What you are asked to do: Every line of the data that contains the string "index" must be copied.

Source excerpt:
** Start **

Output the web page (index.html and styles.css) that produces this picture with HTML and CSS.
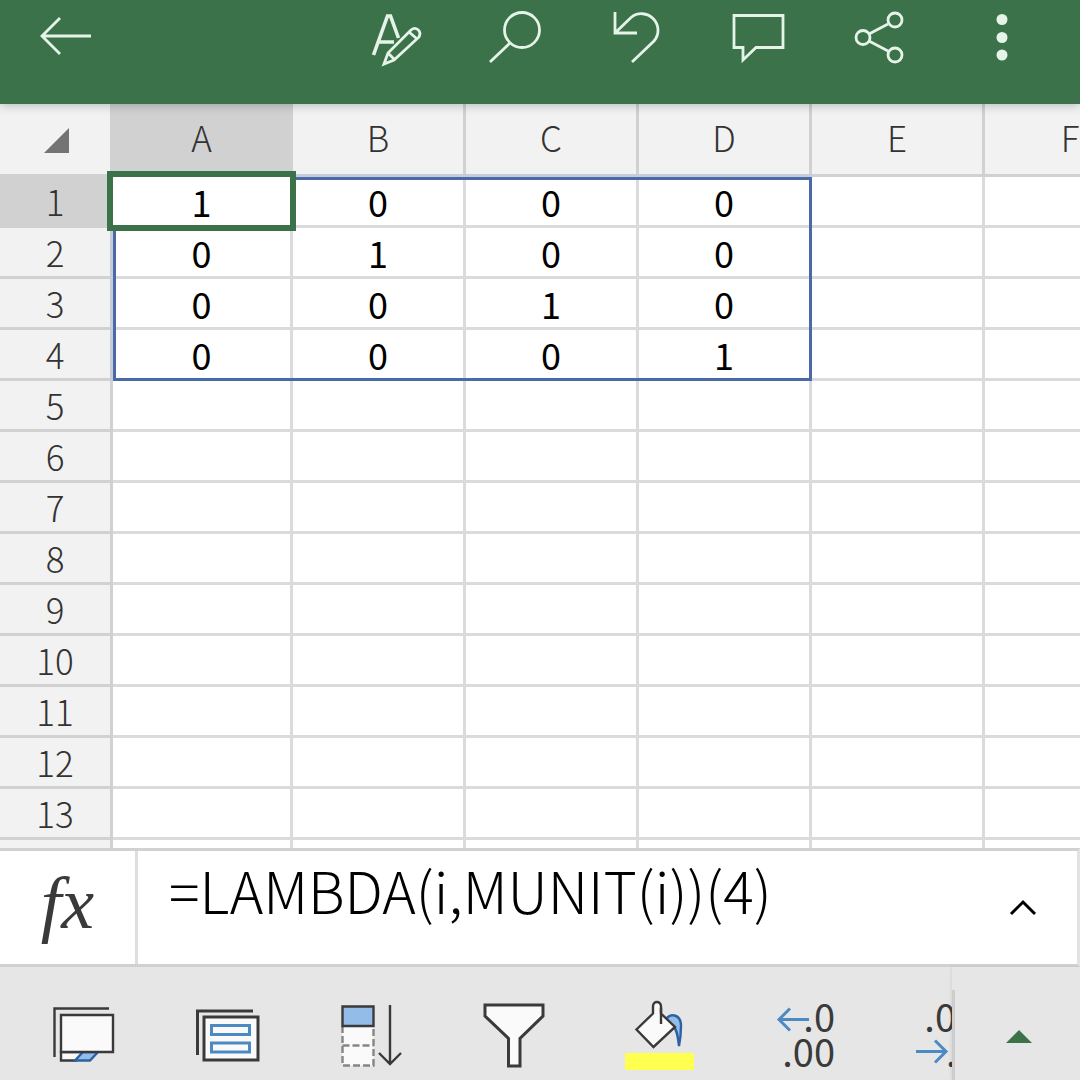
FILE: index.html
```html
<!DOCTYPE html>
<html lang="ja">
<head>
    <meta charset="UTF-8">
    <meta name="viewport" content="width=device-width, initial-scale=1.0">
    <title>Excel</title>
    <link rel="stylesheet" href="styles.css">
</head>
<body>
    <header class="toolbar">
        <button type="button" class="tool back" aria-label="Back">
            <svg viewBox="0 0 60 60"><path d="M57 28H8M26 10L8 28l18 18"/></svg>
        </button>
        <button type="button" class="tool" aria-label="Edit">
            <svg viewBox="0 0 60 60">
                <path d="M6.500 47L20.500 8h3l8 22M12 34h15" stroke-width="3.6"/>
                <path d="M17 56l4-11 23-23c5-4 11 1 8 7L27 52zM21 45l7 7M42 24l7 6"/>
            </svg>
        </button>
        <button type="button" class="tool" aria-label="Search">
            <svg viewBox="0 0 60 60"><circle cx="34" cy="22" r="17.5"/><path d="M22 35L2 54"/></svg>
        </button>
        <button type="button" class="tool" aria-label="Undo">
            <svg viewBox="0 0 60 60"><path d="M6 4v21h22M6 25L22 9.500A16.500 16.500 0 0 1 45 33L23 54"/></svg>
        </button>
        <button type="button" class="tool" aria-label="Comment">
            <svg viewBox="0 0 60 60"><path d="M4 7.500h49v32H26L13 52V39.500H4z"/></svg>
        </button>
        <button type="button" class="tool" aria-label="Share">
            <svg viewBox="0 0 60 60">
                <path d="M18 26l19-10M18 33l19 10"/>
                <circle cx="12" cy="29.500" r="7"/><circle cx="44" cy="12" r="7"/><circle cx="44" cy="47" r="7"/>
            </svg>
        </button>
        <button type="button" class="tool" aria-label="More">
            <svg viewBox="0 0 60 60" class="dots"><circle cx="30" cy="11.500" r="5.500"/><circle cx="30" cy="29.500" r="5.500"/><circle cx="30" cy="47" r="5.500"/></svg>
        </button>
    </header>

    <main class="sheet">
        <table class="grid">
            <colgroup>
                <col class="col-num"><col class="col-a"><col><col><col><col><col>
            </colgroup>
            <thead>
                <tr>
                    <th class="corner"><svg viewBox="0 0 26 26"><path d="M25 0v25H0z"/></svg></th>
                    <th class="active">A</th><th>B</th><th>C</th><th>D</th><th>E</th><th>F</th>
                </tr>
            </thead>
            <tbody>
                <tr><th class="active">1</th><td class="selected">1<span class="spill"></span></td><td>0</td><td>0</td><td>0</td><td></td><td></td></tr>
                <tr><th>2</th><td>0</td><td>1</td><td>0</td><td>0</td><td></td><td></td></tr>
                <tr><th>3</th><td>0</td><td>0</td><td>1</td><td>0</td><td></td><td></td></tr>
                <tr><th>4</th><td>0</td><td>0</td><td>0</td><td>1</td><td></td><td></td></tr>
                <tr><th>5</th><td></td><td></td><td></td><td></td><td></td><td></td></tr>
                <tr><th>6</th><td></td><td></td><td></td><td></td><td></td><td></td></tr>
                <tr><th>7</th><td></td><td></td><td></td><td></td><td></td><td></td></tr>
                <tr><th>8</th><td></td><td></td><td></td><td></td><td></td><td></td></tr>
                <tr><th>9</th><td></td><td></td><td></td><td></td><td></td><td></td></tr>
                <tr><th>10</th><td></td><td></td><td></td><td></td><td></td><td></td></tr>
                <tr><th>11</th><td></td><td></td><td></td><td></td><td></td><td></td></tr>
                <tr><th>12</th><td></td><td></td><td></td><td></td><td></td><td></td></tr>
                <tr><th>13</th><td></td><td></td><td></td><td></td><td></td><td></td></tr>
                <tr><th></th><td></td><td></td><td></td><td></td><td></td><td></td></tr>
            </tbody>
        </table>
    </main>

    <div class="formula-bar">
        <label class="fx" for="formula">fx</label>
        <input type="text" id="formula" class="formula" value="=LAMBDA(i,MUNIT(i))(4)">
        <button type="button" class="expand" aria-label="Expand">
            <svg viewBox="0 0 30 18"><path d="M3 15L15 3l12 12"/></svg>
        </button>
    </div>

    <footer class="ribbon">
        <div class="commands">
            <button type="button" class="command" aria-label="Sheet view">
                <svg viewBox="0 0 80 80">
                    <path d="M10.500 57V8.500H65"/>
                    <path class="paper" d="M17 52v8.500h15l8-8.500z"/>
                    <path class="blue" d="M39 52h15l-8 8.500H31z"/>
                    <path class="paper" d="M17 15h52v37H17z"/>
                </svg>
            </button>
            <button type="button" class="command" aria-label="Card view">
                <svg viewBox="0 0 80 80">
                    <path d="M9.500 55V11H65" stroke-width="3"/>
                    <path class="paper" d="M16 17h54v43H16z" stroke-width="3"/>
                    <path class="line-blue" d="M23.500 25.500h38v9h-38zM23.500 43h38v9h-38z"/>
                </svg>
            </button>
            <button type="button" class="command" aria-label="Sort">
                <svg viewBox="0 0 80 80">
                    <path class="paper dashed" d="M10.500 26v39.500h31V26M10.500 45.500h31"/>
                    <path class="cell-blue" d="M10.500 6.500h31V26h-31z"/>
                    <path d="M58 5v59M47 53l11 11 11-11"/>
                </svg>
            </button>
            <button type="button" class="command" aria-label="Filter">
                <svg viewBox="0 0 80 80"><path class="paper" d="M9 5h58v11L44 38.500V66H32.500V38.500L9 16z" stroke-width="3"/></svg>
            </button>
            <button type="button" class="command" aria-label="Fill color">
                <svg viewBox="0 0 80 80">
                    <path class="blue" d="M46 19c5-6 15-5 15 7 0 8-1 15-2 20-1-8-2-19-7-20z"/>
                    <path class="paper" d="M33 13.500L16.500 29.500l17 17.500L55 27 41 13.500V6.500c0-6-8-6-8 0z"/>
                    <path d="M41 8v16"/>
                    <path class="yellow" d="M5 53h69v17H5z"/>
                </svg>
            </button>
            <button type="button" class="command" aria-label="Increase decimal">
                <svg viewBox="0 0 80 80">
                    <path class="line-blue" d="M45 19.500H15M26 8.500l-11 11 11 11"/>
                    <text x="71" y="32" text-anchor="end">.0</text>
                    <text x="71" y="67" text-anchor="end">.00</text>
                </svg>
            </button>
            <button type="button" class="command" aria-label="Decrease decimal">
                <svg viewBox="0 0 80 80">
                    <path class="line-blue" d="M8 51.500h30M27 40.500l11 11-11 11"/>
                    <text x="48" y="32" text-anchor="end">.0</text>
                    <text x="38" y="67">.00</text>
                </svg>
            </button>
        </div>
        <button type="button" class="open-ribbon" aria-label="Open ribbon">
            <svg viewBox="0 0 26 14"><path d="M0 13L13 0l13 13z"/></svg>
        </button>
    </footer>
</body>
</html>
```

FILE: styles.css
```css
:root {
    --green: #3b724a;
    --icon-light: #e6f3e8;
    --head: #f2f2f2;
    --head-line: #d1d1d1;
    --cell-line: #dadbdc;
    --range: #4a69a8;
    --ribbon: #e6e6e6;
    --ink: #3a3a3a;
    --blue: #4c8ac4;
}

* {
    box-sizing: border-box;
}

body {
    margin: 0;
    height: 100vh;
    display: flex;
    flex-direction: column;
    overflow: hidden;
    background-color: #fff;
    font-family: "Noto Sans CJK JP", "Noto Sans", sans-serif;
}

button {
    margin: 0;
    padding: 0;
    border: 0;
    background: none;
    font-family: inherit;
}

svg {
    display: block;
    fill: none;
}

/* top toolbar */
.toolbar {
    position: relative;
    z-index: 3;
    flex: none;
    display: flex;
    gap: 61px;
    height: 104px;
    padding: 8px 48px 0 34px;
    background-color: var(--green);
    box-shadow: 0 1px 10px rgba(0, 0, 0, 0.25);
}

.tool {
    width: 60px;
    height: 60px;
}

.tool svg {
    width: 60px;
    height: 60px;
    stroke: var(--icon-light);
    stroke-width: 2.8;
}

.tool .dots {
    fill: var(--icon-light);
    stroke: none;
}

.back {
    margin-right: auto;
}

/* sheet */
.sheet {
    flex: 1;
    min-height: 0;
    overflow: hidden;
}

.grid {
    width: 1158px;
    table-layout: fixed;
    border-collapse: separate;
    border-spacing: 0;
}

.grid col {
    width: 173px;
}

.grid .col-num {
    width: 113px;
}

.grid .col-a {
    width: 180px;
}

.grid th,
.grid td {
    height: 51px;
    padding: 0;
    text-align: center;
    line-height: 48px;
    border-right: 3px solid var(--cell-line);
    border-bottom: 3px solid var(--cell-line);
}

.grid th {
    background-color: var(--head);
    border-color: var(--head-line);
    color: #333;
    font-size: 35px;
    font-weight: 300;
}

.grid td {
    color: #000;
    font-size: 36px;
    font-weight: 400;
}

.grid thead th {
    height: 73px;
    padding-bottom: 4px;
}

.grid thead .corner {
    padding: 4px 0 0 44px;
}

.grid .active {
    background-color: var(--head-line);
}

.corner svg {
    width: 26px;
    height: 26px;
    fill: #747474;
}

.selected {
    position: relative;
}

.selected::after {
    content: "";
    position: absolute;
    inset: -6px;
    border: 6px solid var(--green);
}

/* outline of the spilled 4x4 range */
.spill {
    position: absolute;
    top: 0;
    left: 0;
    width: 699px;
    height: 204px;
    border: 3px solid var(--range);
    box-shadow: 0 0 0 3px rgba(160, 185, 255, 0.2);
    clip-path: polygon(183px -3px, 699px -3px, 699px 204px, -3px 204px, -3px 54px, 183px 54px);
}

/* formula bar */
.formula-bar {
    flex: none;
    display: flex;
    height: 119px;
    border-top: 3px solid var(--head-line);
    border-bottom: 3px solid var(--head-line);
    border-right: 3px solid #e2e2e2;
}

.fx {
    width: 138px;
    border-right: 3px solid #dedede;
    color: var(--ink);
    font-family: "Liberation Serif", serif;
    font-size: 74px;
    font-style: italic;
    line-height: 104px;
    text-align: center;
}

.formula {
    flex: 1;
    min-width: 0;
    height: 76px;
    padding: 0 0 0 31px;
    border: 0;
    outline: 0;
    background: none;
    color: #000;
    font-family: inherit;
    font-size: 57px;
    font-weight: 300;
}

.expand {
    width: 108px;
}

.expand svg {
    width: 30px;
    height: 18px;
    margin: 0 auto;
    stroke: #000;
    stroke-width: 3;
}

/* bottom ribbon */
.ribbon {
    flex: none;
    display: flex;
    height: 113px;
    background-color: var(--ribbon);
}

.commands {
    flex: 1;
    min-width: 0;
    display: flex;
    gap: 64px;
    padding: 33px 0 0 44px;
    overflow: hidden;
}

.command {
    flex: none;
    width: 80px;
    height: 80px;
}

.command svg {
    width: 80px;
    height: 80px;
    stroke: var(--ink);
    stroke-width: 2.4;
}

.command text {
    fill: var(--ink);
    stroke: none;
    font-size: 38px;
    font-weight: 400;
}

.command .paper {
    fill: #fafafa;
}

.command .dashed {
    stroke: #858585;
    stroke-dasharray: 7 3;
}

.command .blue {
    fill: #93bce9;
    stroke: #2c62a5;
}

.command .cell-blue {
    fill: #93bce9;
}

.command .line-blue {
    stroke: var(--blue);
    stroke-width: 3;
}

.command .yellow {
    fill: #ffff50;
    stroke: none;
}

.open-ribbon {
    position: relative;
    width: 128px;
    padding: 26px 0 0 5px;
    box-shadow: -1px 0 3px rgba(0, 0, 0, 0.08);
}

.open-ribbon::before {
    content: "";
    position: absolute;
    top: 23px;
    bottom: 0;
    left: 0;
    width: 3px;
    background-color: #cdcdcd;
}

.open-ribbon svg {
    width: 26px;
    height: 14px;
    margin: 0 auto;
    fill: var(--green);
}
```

** End **

Result:
Output the web page (index.html and styles.css) that produces this picture with HTML and CSS.
FILE: index.html
    z-index: 3;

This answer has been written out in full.